The spectacle of lakhs of followers of Bal Thackeray silently congregating for his funeral and leaving without any violence was hitherto unseen. Just when people were beginning to wonder if the Shiv Sena was changing came the attack on a hospital in Palghar following a Facebook post by a young girl. Mahesh Vijapurkar on what to expect of the Sena after Bal Thackeray.
When Shiv Sena cadres and supporters gathered in their lakhs at Shivaji Park to mourn the death of Bal Thackeray and witness his funeral, it was a spectacle hitherto unseen. There was a palpable numbness even to an onlooker, a quiet that was so foreign to a large, in this case unprecedented gathering of Shiv Sainiks. One even wondered if it really was of sainiks who can and do get emotional about their leader.
It seemed as if, even in their grief, the mass had kept a restraint when the massive bandobast was aimed more to control any untoward incident. An apprehension that the followers could get out of hand just as they did when Thane's Sena top gun Anand Dighe passed away seemed to lurk. They had then lain waste a large hospital where he died forcing the owners to shut it down permanently.
As they melted away after the pyre was lit, it seemed so unreal. There were claims that the entire city and the state had shut down out of respect for the departed who, no doubt left his indelible mark and a huge following. No doubt they did but the underlying sense of worry of what would happen if people went about their work unmindful of the demise also was a factor. That always has been why its bandh calls were heeded.
Only, this time, there was no call. For that day and the next.

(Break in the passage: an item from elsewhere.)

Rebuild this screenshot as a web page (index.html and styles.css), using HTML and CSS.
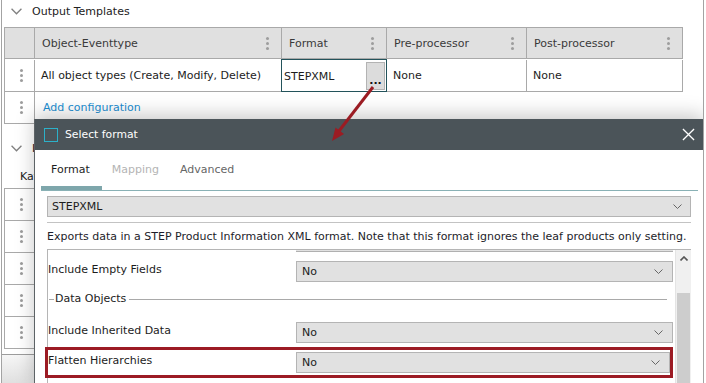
FILE: index.html
```html
<!DOCTYPE html>
<html lang="en">
<head>
  <meta charset="UTF-8"/>
  <title>Output Templates - Select format</title>
  <link rel="stylesheet" href="styles.css">
</head>
<body>
  <div class="page">
    <section class="group">
      <div class="group-head">
        <svg class="chev" viewBox="0 0 10 6"><polyline points="0.5,0.5 5,5 9.5,0.5"/></svg>
        <span>Output Templates</span>
      </div>
      <div class="grid">
        <div class="cell hd"></div>
        <div class="cell hd">Object-Eventtype<i class="kebab"></i></div>
        <div class="cell hd">Format<i class="kebab"></i></div>
        <div class="cell hd">Pre-processor<i class="kebab"></i></div>
        <div class="cell hd">Post-processor<i class="kebab"></i></div>

        <div class="cell handle"><i class="kebab"></i></div>
        <div class="cell">All object types (Create, Modify, Delete)</div>
        <div class="cell fmt"><span>STEPXML</span><button class="dots">...</button></div>
        <div class="cell">None</div>
        <div class="cell">None</div>

        <div class="cell handle"><i class="kebab"></i></div>
        <div class="cell add"><a href="#">Add configuration</a></div>
      </div>
    </section>

    <section class="group second">
      <div class="group-head">
        <svg class="chev" viewBox="0 0 10 6"><polyline points="0.5,0.5 5,5 9.5,0.5"/></svg>
        <span>Inbound Templates</span>
      </div>
      <div class="sub-label">Kafka</div>
      <div class="grid rows5">
        <div class="cell handle"><i class="kebab"></i></div><div class="cell wide"></div>
        <div class="cell handle"><i class="kebab"></i></div><div class="cell wide"></div>
        <div class="cell handle"><i class="kebab"></i></div><div class="cell wide"></div>
        <div class="cell handle"><i class="kebab"></i></div><div class="cell wide"></div>
        <div class="cell handle"><i class="kebab"></i></div><div class="cell wide"></div>
      </div>
    </section>
    <div class="hbar"></div>

    <div class="modal">
      <div class="modal-head">
        <span class="win-icon"></span>
        <span class="modal-title">Select format</span>
        <svg class="close" viewBox="0 0 14 14"><path d="M1 1L13 13M13 1L1 13"/></svg>
      </div>
      <div class="tabs">
        <span class="tab active">Format</span>
        <span class="tab disabled">Mapping</span>
        <span class="tab">Advanced</span>
      </div>
      <div class="modal-body">
        <div class="select wide-select"><span>STEPXML</span><svg class="caret" viewBox="0 0 9 5"><polyline points="0.5,0.5 4.5,4.5 8.5,0.5"/></svg></div>
        <div class="sep"></div>
        <p class="desc">Exports data in a STEP Product Information XML format. Note that this format ignores the leaf products only setting.</p>
        <div class="panel">
          <div class="list">
            <div class="peek"></div>
            <div class="field">
              <label>Include Empty Fields</label>
              <div class="select"><span>No</span><svg class="caret" viewBox="0 0 9 5"><polyline points="0.5,0.5 4.5,4.5 8.5,0.5"/></svg></div>
            </div>
            <div class="legend"><i class="tick"></i><span>Data Objects</span><i class="rule"></i></div>
            <div class="field">
              <label>Include Inherited Data</label>
              <div class="select"><span>No</span><svg class="caret" viewBox="0 0 9 5"><polyline points="0.5,0.5 4.5,4.5 8.5,0.5"/></svg></div>
            </div>
            <div class="field marked">
              <label>Flatten Hierarchies</label>
              <div class="select"><span>No</span><svg class="caret" viewBox="0 0 9 5"><polyline points="0.5,0.5 4.5,4.5 8.5,0.5"/></svg></div>
            </div>
          </div>
          <div class="vscroll">
            <svg class="up" viewBox="0 0 8 5"><polyline points="0.5,4.5 4,1 7.5,4.5"/></svg>
            <div class="thumb"></div>
          </div>
        </div>
      </div>
    </div>

    <svg class="pointer" viewBox="0 0 706 383">
      <line x1="373" y1="87" x2="339" y2="131"/>
      <polygon points="332,141 335.5,127.5 344,134"/>
    </svg>
  </div>
</body>
</html>
```

FILE: styles.css
```css
/* ===== Base ===== */
* { margin:0; padding:0; box-sizing:border-box; }
body { font-family:'DejaVu Sans',Verdana,sans-serif; font-size:11px; color:#1c1c1c; background:#fff; width:706px; height:383px; overflow:hidden; }
.page { position:relative; margin-left:1px; width:703px; height:383px; border-left:1px solid #a3a3a3; border-right:1px solid #a3a3a3; overflow:hidden; }

/* ===== Groups ===== */
.group-head { display:flex; align-items:center; height:22px; padding-left:9px; color:#222; }
.group-head .chev { width:11px; height:7px; fill:none; stroke:#808080; stroke-width:1.2; margin-right:10px; }
.group .grid { margin:5px 0 0 2px; }
.second { margin-top:13px; }
.sub-label { height:28px; padding:10px 0 0 18px; line-height:16px; }
.second .grid { margin-top:1px; }

/* ===== Grid table ===== */
.grid { display:grid; grid-template-columns:30px 247px 105px 140px 156px; grid-auto-rows:32px; width:679px; border-left:1px solid #a9a9a9; border-top:1px solid #a9a9a9; }
.grid .cell { position:relative; display:flex; align-items:center; padding-left:6px; border-right:1px solid #a9a9a9; border-bottom:1px solid #a9a9a9; white-space:nowrap; }
.grid .hd { height:31px; background:#e0e0e0; color:#3a3a3a; padding-left:7px; }
.grid .hd:first-child { padding:0; }
.grid .handle { justify-content:center; padding:0 0 0 3px; }
.grid .add { grid-column:2 / 6; border-right:none; padding-left:8px; }
.grid .add a { color:#1b8dd0; text-decoration:none; }
.grid .wide { grid-column:2 / 6; }
.kebab { position:absolute; right:12px; top:50%; width:3px; height:3px; margin-top:-1px; border-radius:50%; background:#9d9d9d; box-shadow:0 -5px 0 #9d9d9d, 0 5px 0 #9d9d9d; }
.handle .kebab { position:static; margin:0; }

.fmt { margin:-1px 0 0 -1px; border:1px solid #23535b !important; padding:0 0 0 2px !important; justify-content:space-between; }
.fmt span { padding-top:1px; }
.dots { width:19px; height:28px; margin-right:1px; background:#dcdcdc; border:1px solid #b3b3b3; font:bold 11px 'DejaVu Sans',Verdana,sans-serif; color:#111; padding-top:9px; }

.hbar { margin-top:5px; height:31px; border-top:1px solid #9c9c9c; background:linear-gradient(#f6f6f6,#dedede); }

/* ===== Modal ===== */
.modal { position:absolute; left:32px; top:119px; width:670px; height:270px; background:#fff; border-left:1px solid #5d6366; border-right:1px solid #8a8a8a; box-shadow:0 -4px 18px rgba(0,0,0,0.22); }
.modal-head { display:flex; align-items:center; height:31px; background:#4b5459; padding-left:9px; color:#fff; }
.win-icon { width:14px; height:14px; border:1.5px solid #2cb1c9; margin-right:7px; }
.modal-title { font-size:10.8px; flex:1; }
.close { width:13px; height:13px; margin-right:8px; stroke:#fff; stroke-width:1.4; }
.tabs { display:flex; height:41px; margin:0 5px 0 6px; border-bottom:1px solid #89b1b5; }
.tab { display:flex; align-items:center; height:40px; padding:2px 11px 0 10px; border-bottom:4px solid transparent; color:#666; }
.tab.active { color:#1e1e1e; border-bottom-color:#7ea6ab; padding-right:12px; }
.tab.disabled { color:#b4b4b4; }
.modal-body { padding:5px 12px 0; }

.select { display:flex; align-items:center; justify-content:space-between; height:21px; background:#e1e1e1; border:1px solid #b4b4b4; padding:0 8px 0 4px; }
.caret { width:9px; height:5px; fill:none; stroke:#666; stroke-width:1; }
.sep { margin-top:5px; border-top:1px solid #c3c3c3; }
.desc { margin:6px 0 0; height:16px; line-height:16px; color:#1d1d2a; white-space:nowrap; }
.panel { display:flex; margin-top:4px; border-top:1px solid #b5b5b5; border-left:1px solid #b5b5b5; height:140px; }
.list { flex:1; }
.peek { height:2px; margin:0 2px 4px 248px; background:#e1e1e1; border-bottom:1px solid #b0b0b0; }
.field { display:flex; align-items:center; height:31px; }
.field label { width:248px; padding-bottom:4px; }
.field .select { width:377px; padding-left:5px; padding-right:9px; }
.legend { display:flex; align-items:flex-start; height:30px; padding:5px 8px 0 1px; line-height:14px; color:#222; white-space:nowrap; }
.legend .tick { width:5px; margin-top:7px; border-top:1px solid #a9a9a9; }
.legend span { padding:0 3px 0 1px; }
.legend .rule { flex:1; margin-top:7px; border-top:1px solid #a9a9a9; }
.field.marked { margin:-1px 2px 0 -3px; height:31px; border:3px solid #9c1b24; }
.marked .select { width:374px; }
.vscroll { position:relative; width:16px; background:#f0f0f0; border-left:1px solid #e4e4e4; }
.vscroll .up { position:absolute; left:4px; top:6px; width:8px; height:5px; fill:none; stroke:#555; stroke-width:1.6; }
.vscroll .thumb { position:absolute; left:1px; right:1px; top:43px; bottom:0; background:#cdcdcd; }

/* ===== Annotation arrow ===== */
.pointer { position:absolute; left:-2px; top:0; width:706px; height:383px; pointer-events:none; }
.pointer line { stroke:#9b1c23; stroke-width:3; }
.pointer polygon { fill:#9b1c23; }
```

When by the evening television stations reported that wholesale markets, jewellery stores, taxies and rickshaws were not to work the next day, a Monday, the Sena clarified that they had not called for a bandh nor had supported any. Within minutes, all organisations which had planned to shut down announced it would be business as usual. The taxi unions said they would ply if things were peaceful.

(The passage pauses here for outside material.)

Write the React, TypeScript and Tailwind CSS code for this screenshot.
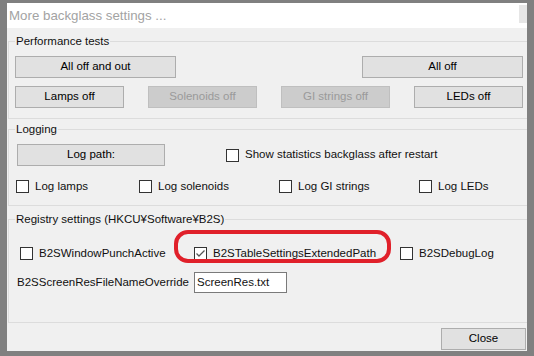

This is a pointer to how the non-sainiks view the sainiks and their party because of its vigilantism of the past. And sure enough, the party was at it within hours by ransacking a hospital in Palghar because the owner's niece and her friend had tweeted about the need for cities and towns to shut down. The two were swiftly arrested, a mindless magistrate, unaware of the law, even gave them bail when he ought to have questioned the need to arrest them.
Even the media -- both print and television -- had kept the coverage positive, only mildy referring to certain well-known trademark traits of the party cadre and party leaders. It was as if they content to keep the coverage somewhat hagiographic given the event. But all these seemed in vain because soon enough, the Palghar incident brought the Sena observers out in strength questioning its adherence to strong-arm methods, and the police stupidity.
The transition from a party prone to be easily outraged, to a sombre -- of course befitting the tragic occasion -- presence and back again to a raging street gang in Palghar was shocking. One had thought that Uddhav Thackeray, who had hoped to make street activity a minimal part of the party's tactics upon taking over as the executive chief, was succeeding. But when party spokesmen backed the Palghar assault as appropriate it-for-tat, it seemed the tiger's stripes were still in place.
If only the leadership, Uddhav Thackeray exempted because of the weight of his personal loss, had at least upbraided its Palghar shakha pramukh for its retaliation to the Facebook posts, the sympathy for the party given its terrible loss would have lingered. Even those who had misgivings about the state funeral accorded had remained quiet hoping that once this transition to a Sena without its founder in its midst would now be sure that the change has brought forth no change.
That over four decades the Sena morphed from an organisation for securing the rights for the locals to a political party which even swept to power, graduated from the control of a few municipalities to rule the entire state. Though its leaders held constitutional positions, including that of a Speaker of the Lok Sabha, its passion for the rough and the ready has not been dulled.
It seems content to remain in its own trap which is its penchant for vigilantism and its own value system. This may ensure its control of the streets but not burnish its future as a political party in an increasingly modern society where sensitivity to democratic norms matters.
The best behaviour at Shivaji Park on Sunday then was momentary, a flicker in the history of the party. The stripes remain.
Mahesh Vijapurkar is a Thane-based commentator who takes the perspectives of the thinking common man seriously.